Opened 8 years ago

Closed 8 years ago

Last modified 8 years ago

#27241 closed Bug (fixed)

Annotate doesn't work with PostgreSQL views anymore

Reported by: Jaap Roes Owned by:
Component: Database layer (models, ORM) Version: dev
Severity: Normal Keywords: postgresql view aggregate annotate
Cc: Shai Berger, Simon Charette, Josh Smeaton, olivier.tabone@… Triage Stage: Accepted
Has patch: no Needs documentation: no
Needs tests: yes Patch needs improvement: no
Easy pickings: no UI/UX: no

Description

Using annotate on (unmanaged) models backed by views has stopped working and now throws a:

psycopg2.ProgrammingError: column "..." must appear in the GROUP BY clause or be used in an aggregate function...

This is caused by the fix to ticket #19259.

Queries with an aggregation now only list the PK field in the GROUP BY clause, but this doesn't work for views because they cannot have primary keys in PostgreSQL.

Now Django doesn't officially support views, or models without a primary key, but it did work before so it's somewhat of a regression.

I ran into this problem because I'm working on a legacy database and have models that are backed by a view using the db_table Meta option.

Change History (17)

comment:1 by Jaap Roes, 8 years ago

I've been able to work around this by defining my own DatabaseWrapper and DatabaseFeatures (which inherits from the ones in django.db.backends.postgresql) and setting allows_group_by_selected_pks to False. However, this disables this feature for all models not just the ones backed by a view, so it's not ideal.

comment:2 by Tim Graham, 8 years ago

Do you have a solution in mind?

comment:3 by Jaap Roes, 8 years ago

Unfortunately I don't have a solution that would just make things work.

One of the underlying issues here is that Django has never officially supported database views in the first place so I don't know how much effort should be put into making this work again. The fact that this used to work in the past was pure coincidence anyway.

Come to think of it, this problem might not just limited to database views. I believe any (unmanged) model that hasn't set a PRIMARY KEY constraint at the database level could trigger this issue.

comment:4 by Shai Berger, 8 years ago

Cc: Shai Berger added

Possible workaround (no time to test ATM): Before the annotate() call, add only() naming all the fields. Or maybe even drop the PK, if that makes sense.

comment:5 by Jaap Roes, 8 years ago

Using only seems to have no effect on the GROUP BY clause.

I am not sure what you mean by "drop the PK", Django doesn't allow models without a field marked as primary_key and will add one if you don't specify one.

comment:6 by Simon Charette, 8 years ago

Cc: Simon Charette added
Triage Stage: UnreviewedAccepted
Version: 1.10master

Before the annotate() call, add only() naming all the fields.
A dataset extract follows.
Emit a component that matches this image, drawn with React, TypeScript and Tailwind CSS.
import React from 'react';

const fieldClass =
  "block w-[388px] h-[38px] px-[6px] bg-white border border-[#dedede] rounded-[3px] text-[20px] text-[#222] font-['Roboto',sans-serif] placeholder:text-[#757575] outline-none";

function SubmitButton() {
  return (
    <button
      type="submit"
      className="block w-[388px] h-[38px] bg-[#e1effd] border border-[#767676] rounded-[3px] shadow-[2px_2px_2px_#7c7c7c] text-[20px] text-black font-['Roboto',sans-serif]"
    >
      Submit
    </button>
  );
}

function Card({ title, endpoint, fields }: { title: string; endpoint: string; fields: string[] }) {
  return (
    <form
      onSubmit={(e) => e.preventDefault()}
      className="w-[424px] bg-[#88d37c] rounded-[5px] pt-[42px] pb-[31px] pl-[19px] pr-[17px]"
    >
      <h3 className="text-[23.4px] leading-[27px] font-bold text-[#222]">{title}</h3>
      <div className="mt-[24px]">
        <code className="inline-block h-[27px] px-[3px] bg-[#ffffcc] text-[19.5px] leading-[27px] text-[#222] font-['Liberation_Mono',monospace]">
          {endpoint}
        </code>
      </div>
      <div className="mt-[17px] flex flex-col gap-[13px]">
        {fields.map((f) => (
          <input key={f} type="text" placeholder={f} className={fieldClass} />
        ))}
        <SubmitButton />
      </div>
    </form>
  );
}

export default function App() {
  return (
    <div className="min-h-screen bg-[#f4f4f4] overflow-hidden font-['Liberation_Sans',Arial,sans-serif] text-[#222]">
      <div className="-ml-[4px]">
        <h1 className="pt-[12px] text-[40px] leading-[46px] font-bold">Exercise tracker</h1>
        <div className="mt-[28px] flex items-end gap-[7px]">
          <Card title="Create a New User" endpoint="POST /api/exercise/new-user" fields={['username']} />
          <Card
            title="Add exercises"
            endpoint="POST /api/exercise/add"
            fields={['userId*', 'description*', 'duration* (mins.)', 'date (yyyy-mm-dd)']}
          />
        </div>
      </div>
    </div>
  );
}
Or maybe even drop the PK, if that makes sense.

The trick only() won't work as pk is always implicitly selected (only('field') == only('field', 'pk')).

The only solution I can think of is disabling the optimization for unmanaged models but the real issue here is really that unmanaged models are not meant to be used to deal with database views. The fact that Django enforces the presence of a primary key and views are not allowed to have one really highlights the conceptual clash.
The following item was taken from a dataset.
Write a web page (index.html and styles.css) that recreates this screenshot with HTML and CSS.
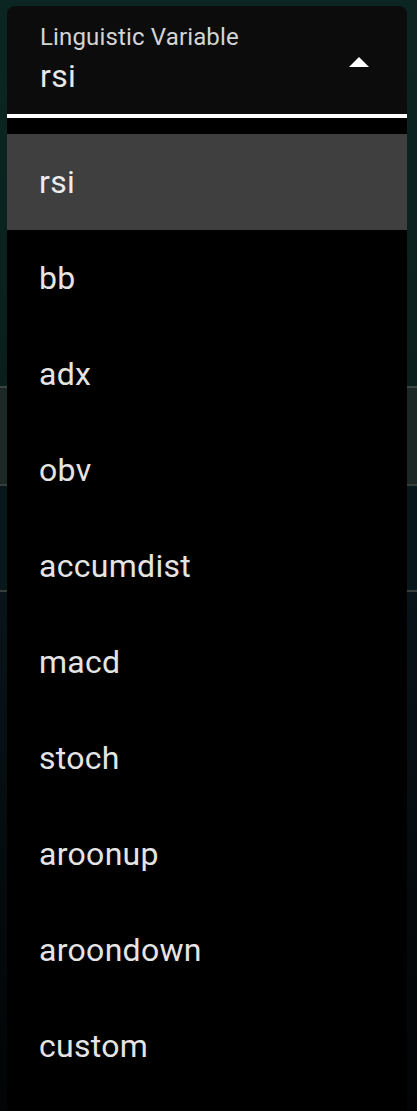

As Django doesn't provide any way to interact with views and even suggests managed can be used for this purpose I think we should simply disable the optimization for this specific case.

comment:7 by Jaap Roes, 8 years ago

I don't known if disabling the optimisation for all unmanaged models is the right choice. It seems that this is a fairly esoteric edge case. The fact that this behaviour was changed in 1.9 and almost nobody has noticed until now speaks for itself (I can only find one other issue that looks similar: #26758).

I'm sure that most unmanaged models are normal database tables with a primary key constraint. It would be a shame to have to disable something that works fine for the vast majority of use cases just because of this one edge case.

Instead, would it be feasible to be able to opt-out of the optimisation by setting a flag on the model's Meta class? So instead of checking if managed is False, Django could check if allows_group_by_selected_pks is set to False for the model and then choose not to perform the related optimisation.

I am actively maintaining this application and would have no qualms about adding a flag to the few models affected by this issue. If anyone else runs into this the must also be actively maintaining theirs so they can do the same thing.

comment:8 by Josh Smeaton, 8 years ago

Can you try adding a field as a primary key on the view? Ideally each row would have a unique key in a view (I know this isn't always the case), but if you just tell Django that your unmanaged model has a primary key, it'll try to group on that.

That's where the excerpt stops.